Question que beaucoup de mes collègues refusent de poser, ou même d’envisager. « Et zut pour le bien commun, pourvu que j’aie ma part de …. » — je vous laisse remplir le pointillé. Ils ne se rendent pas compte à quel point ils se comportent comme ceux qu’ils méprisent le plus, les propriétaires d’armes à feu, par exemple.
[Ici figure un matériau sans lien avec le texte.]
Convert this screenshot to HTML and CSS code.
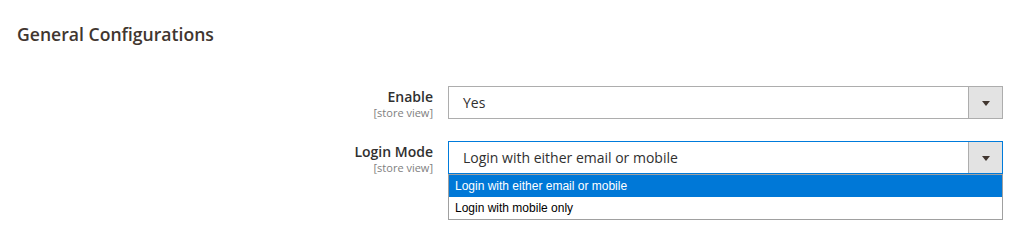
FILE: index.html
```html
<!DOCTYPE html>
<html lang="en">
<head>
  <meta charset="UTF-8" />
  <title>General Configurations</title>
  <link rel="stylesheet" href="styles.css">
</head>
<body>

<div class="section">
  <h2 class="section-title">General Configurations</h2>

  <div class="field">
    <div class="label">
      <span class="label-text">Enable</span>
      <span class="scope">[store view]</span>
    </div>
    <div class="control">
      <div class="select">
        <span class="select-value">Yes</span>
        <span class="select-arrow"></span>
      </div>
    </div>
  </div>

  <div class="field">
    <div class="label">
      <span class="label-text">Login Mode</span>
      <span class="scope">[store view]</span>
    </div>
    <div class="control">
      <div class="select is-open">
        <span class="select-value">Login with either email or mobile</span>
        <span class="select-arrow"></span>
      </div>
      <!-- native dropdown popup -->
      <ul class="options">
        <li class="option selected">Login with either email or mobile</li>
        <li class="option">Login with mobile only</li>
      </ul>
    </div>
  </div>
</div>

</body>
</html>
```

FILE: styles.css
```css
:root {
  --text: #303030;
  --border: #adadad;
  --focus: #007bdb;
  --arrow-bg: #e3e3e3;
}

html, body {
  margin: 0;
  padding: 0;
  min-height: 245px;
  background: #fff;
  font-family: 'Open Sans', sans-serif;
  color: var(--text);
}

.section {
  padding: 23px 0 60px 17px;
}

.section-title {
  margin: 0 0 41px;
  font-size: 17.6px;
  line-height: 22px;
  font-weight: 600;
  color: #41362f;
}

.field {
  display: grid;
  grid-template-columns: 416px 555px;
  column-gap: 15px;
  align-items: start;
  margin-bottom: 22px;
}

.label {
  display: flex;
  flex-direction: column;
  align-items: flex-end;
  height: 33px;
  padding-top: 1px;
  box-sizing: border-box;
}

.label-text {
  font-size: 14px;
  font-weight: 600;
  line-height: 19px;
}

.scope {
  font-size: 11px;
  line-height: 13px;
  color: #808080;
}

.control {
  position: relative;
}

.select {
  display: flex;
  height: 33px;
  box-sizing: border-box;
  border: 1px solid var(--border);
  background: #fff;
}

.select.is-open {
  border-color: var(--focus);
}

.select-value {
  flex: 1;
  padding-left: 14px;
  font-size: 14px;
  line-height: 31px;
  color: var(--text);
}

.select-arrow {
  width: 33px;
  border-left: 1px solid var(--border);
  background: var(--arrow-bg);
  position: relative;
}

.select-arrow::after {
  content: '';
  position: absolute;
  left: 13px;
  top: 14px;
  border-left: 4px solid transparent;
  border-right: 4px solid transparent;
  border-top: 5px solid #41362f;
}

.options {
  position: absolute;
  left: 0;
  top: 33px;
  z-index: 10;
  width: 555px;
  box-sizing: border-box;
  margin: 0;
  padding: 0;
  list-style: none;
  border: 1px solid #a0a0a0;
  background: #fff;
  font-family: 'Liberation Sans', sans-serif;
  font-size: 12px;
}

.option {
  height: 22px;
  line-height: 22px;
  padding-left: 6px;
  color: #000;
}

.option.selected {
  background: #0078d7;
  color: #fff;
}
```
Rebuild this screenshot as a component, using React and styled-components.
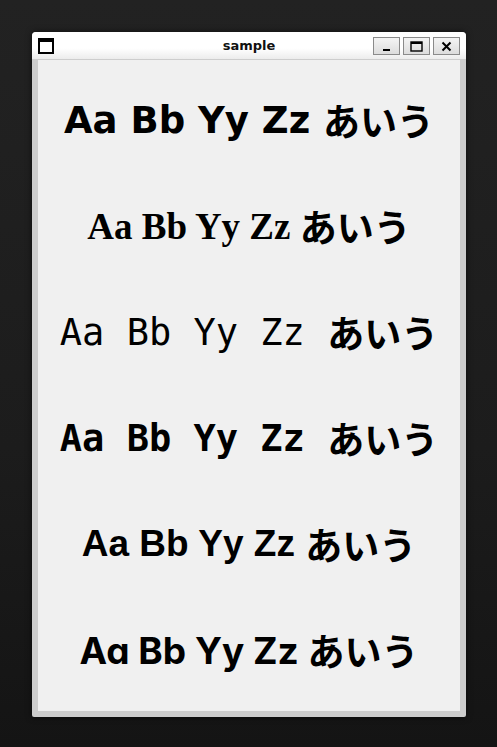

Pourtant, à comparer, les possesseurs de pistolets sont mieux fondés à défendre leur cause. Ils peuvent s’appuyer sur un texte explicite de la Constitution ; ils ne prétendent pas défendre une nouveauté susceptible de bouleverser la civilisation. On ne peut faire porter aux amateurs de revolvers la responsabilité de la naissance de deux Américains sur cinq hors mariage, ni de la rupture de plus d’une union (mariés ou en « union libre ») sur deux.

Dans le domaine sexuel, je crains que certains collègues se comportent en Benthamites [NDT: adeptes de Bentham, 1748-1832, pour qui ce qui est agréable ne peut qu’être bon, et, désagréable, mauvais. Hédonistes], sans arrière-pensée pratique; « laissez-faire » (en français dans le texte), ou toute autre formule en français pour dire, « tant-pis pour les autres, tant-pis pour les enfants.»